--- START Provided material ---

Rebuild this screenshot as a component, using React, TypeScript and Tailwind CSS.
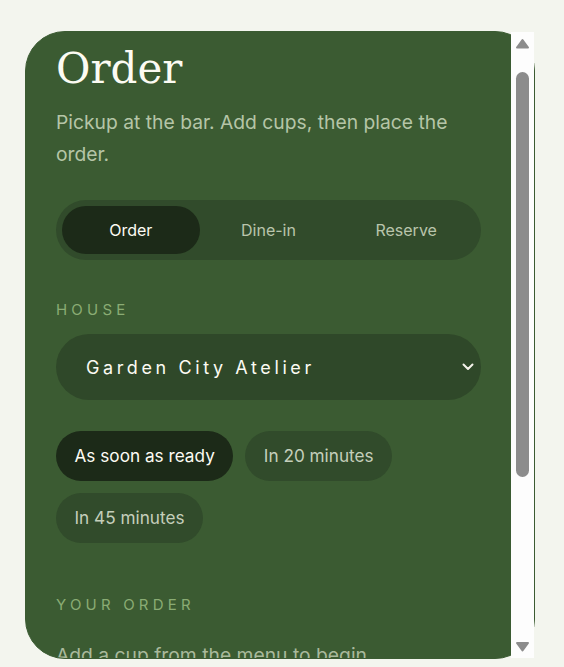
import React, { useState } from 'react';

const modes = ['Order', 'Dine-in', 'Reserve'];
const times = ['As soon as ready', 'In 20 minutes', 'In 45 minutes'];

function Chevron() {
  return (
    <svg width="12" height="8" viewBox="0 0 12 8" fill="none" className="shrink-0">
      <path d="M1.5 1.5L6 6l4.5-4.5" stroke="#f4f2ea" strokeWidth="2" strokeLinecap="round" strokeLinejoin="round" />
    </svg>
  );
}

function Arrow({ down = false }: { down?: boolean }) {
  return (
    <svg width="15" height="11" viewBox="0 0 15 11" className="shrink-0">
      <path
        d={down ? 'M2 2h11L7.5 9.5z' : 'M2 9.5h11L7.5 2z'}
        fill="#8c8c8c"
        stroke="#8c8c8c"
        strokeWidth="2"
        strokeLinejoin="round"
      />
    </svg>
  );
}

// classic scrollbar column, drawn beside the panel content
function Scrollbar() {
  return (
    <div className="flex w-[23px] shrink-0 flex-col items-center bg-[#fdfdfd] pt-[6px] pb-[6px]">
      <Arrow />
      <div className="mt-[23px] h-[405px] w-[13px] rounded-full bg-[#8c8c8c]" />
      <div className="flex-1" />
      <Arrow down />
    </div>
  );
}

export default function App() {
  const [mode, setMode] = useState('Order');
  const [time, setTime] = useState('As soon as ready');

  return (
    <div className="min-h-screen bg-[#f3f5ee] pt-[31px] pl-[25px]" style={{ fontFamily: 'Inter, "Liberation Sans", sans-serif' }}>
      <aside className="flex h-[628px] w-[510px] rounded-[40px] border border-[#3b5b32] bg-[#3b5b32]">
        <div className="min-w-0 flex-1 overflow-hidden rounded-l-[39px] px-[30px] pt-[13px]">
          <h1 className="text-[42px] leading-[48px] text-[#fcfbf3]" style={{ fontFamily: '"DejaVu Serif", serif' }}>
            Order
          </h1>
          <p className="mt-[13px] text-[19.3px] leading-[32px] text-[#b5c5a7]">
            Pickup at the bar. Add cups, then place the order.
          </p>

          {/* Mode switch */}
          <div className="mt-[30px] grid grid-cols-3 rounded-full bg-[#314b2b] p-[6px]">
            {modes.map((m) => (
              <button
                key={m}
                onClick={() => setMode(m)}
                className={`h-[48px] rounded-full text-[16px] ${mode === m ? 'bg-[#1c2a18] text-[#fcfbf3]' : 'text-[#b9c5ac]'}`}
              >
                {m}
              </button>
            ))}
          </div>

          {/* House */}
          <div className="mt-[40px] text-[15px] leading-[20px] tracking-[0.28em] text-[#8aac74]">HOUSE</div>
          <button className="mt-[14px] flex h-[66px] w-full items-center justify-between rounded-full bg-[#2f4829] pl-[30px] pr-[7px]">
            <span className="text-[18px] tracking-[0.2em] text-[#fcfbf3]">Garden City Atelier</span>
            <Chevron />
          </button>

          {/* Pickup time */}
          <div className="mt-[31px] flex flex-wrap gap-[12px]">
            {times.map((t) => (
              <button
                key={t}
                onClick={() => setTime(t)}
                className={`h-[50px] rounded-full px-[18.5px] text-[17.2px] ${time === t ? 'bg-[#1c2a18] text-[#fcfbf3]' : 'bg-[#314b2b] text-[#c5cfbb]'}`}
              >
                {t}
              </button>
            ))}
          </div>

          {/* Cart */}
          <div className="mt-[52px] text-[15px] leading-[20px] tracking-[0.28em] text-[#8aac74]">YOUR ORDER</div>
          <p className="mt-[24px] text-[19.3px] leading-[32px] text-[#a9b99c]">Add a cup from the menu to begin.</p>
        </div>
        <Scrollbar />
      </aside>
    </div>
  );
}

--- END Provided material ---

Aim | Retype the data above exactly; pictures are not part of the copy.

Response below |
Rebuild this screenshot as a component, using React, TypeScript and Tailwind CSS.
import React, { useState } from 'react';

const modes = ['Order', 'Dine-in', 'Reserve'];
const times = ['As soon as ready', 'In 20 minutes', 'In 45 minutes'];

function Chevron() {
  return (
    <svg width="12" height="8" viewBox="0 0 12 8" fill="none" className="shrink-0">
      <path d="M1.5 1.5L6 6l4.5-4.5" stroke="#f4f2ea" strokeWidth="2" strokeLinecap="round" strokeLinejoin="round" />
    </svg>
  );
}

function Arrow({ down = false }: { down?: boolean }) {
  return (
    <svg width="15" height="11" viewBox="0 0 15 11" className="shrink-0">
      <path
        d={down ? 'M2 2h11L7.5 9.5z' : 'M2 9.5h11L7.5 2z'}
        fill="#8c8c8c"
        stroke="#8c8c8c"
        strokeWidth="2"
        strokeLinejoin="round"
      />
    </svg>
  );
}

// classic scrollbar column, drawn beside the panel content
function Scrollbar() {
  return (
    <div className="flex w-[23px] shrink-0 flex-col items-center bg-[#fdfdfd] pt-[6px] pb-[6px]">
      <Arrow />
      <div className="mt-[23px] h-[405px] w-[13px] rounded-full bg-[#8c8c8c]" />
      <div className="flex-1" />
      <Arrow down />
    </div>
  );
}

export default function App() {
  const [mode, setMode] = useState('Order');
  const [time, setTime] = useState('As soon as ready');

  return (
    <div className="min-h-screen bg-[#f3f5ee] pt-[31px] pl-[25px]" style={{ fontFamily: 'Inter, "Liberation Sans", sans-serif' }}>
      <aside className="flex h-[628px] w-[510px] rounded-[40px] border border-[#3b5b32] bg-[#3b5b32]">
        <div className="min-w-0 flex-1 overflow-hidden rounded-l-[39px] px-[30px] pt-[13px]">
          <h1 className="text-[42px] leading-[48px] text-[#fcfbf3]" style={{ fontFamily: '"DejaVu Serif", serif' }}>
            Order
          </h1>
          <p className="mt-[13px] text-[19.3px] leading-[32px] text-[#b5c5a7]">
            Pickup at the bar. Add cups, then place the order.
          </p>

          {/* Mode switch */}
          <div className="mt-[30px] grid grid-cols-3 rounded-full bg-[#314b2b] p-[6px]">
            {modes.map((m) => (
              <button
                key={m}
                onClick={() => setMode(m)}
                className={`h-[48px] rounded-full text-[16px] ${mode === m ? 'bg-[#1c2a18] text-[#fcfbf3]' : 'text-[#b9c5ac]'}`}
              >
                {m}
              </button>
            ))}
          </div>

          {/* House */}
          <div className="mt-[40px] text-[15px] leading-[20px] tracking-[0.28em] text-[#8aac74]">HOUSE</div>
          <button className="mt-[14px] flex h-[66px] w-full items-center justify-between rounded-full bg-[#2f4829] pl-[30px] pr-[7px]">
            <span className="text-[18px] tracking-[0.2em] text-[#fcfbf3]">Garden City Atelier</span>
            <Chevron />
          </button>

          {/* Pickup time */}
          <div className="mt-[31px] flex flex-wrap gap-[12px]">
            {times.map((t) => (
              <button
                key={t}
                onClick={() => setTime(t)}
                className={`h-[50px] rounded-full px-[18.5px] text-[17.2px] ${time === t ? 'bg-[#1c2a18] text-[#fcfbf3]' : 'bg-[#314b2b] text-[#c5cfbb]'}`}
              >
                {t}
              </button>
            ))}
          </div>

          {/* Cart */}
          <div className="mt-[52px] text-[15px] leading-[20px] tracking-[0.28em] text-[#8aac74]">YOUR ORDER</div>
          <p className="mt-[24px] text-[19.3px] leading-[32px] text-[#a9b99c]">Add a cup from the menu to begin.</p>
        </div>
        <Scrollbar />
      </aside>
    </div>
  );
}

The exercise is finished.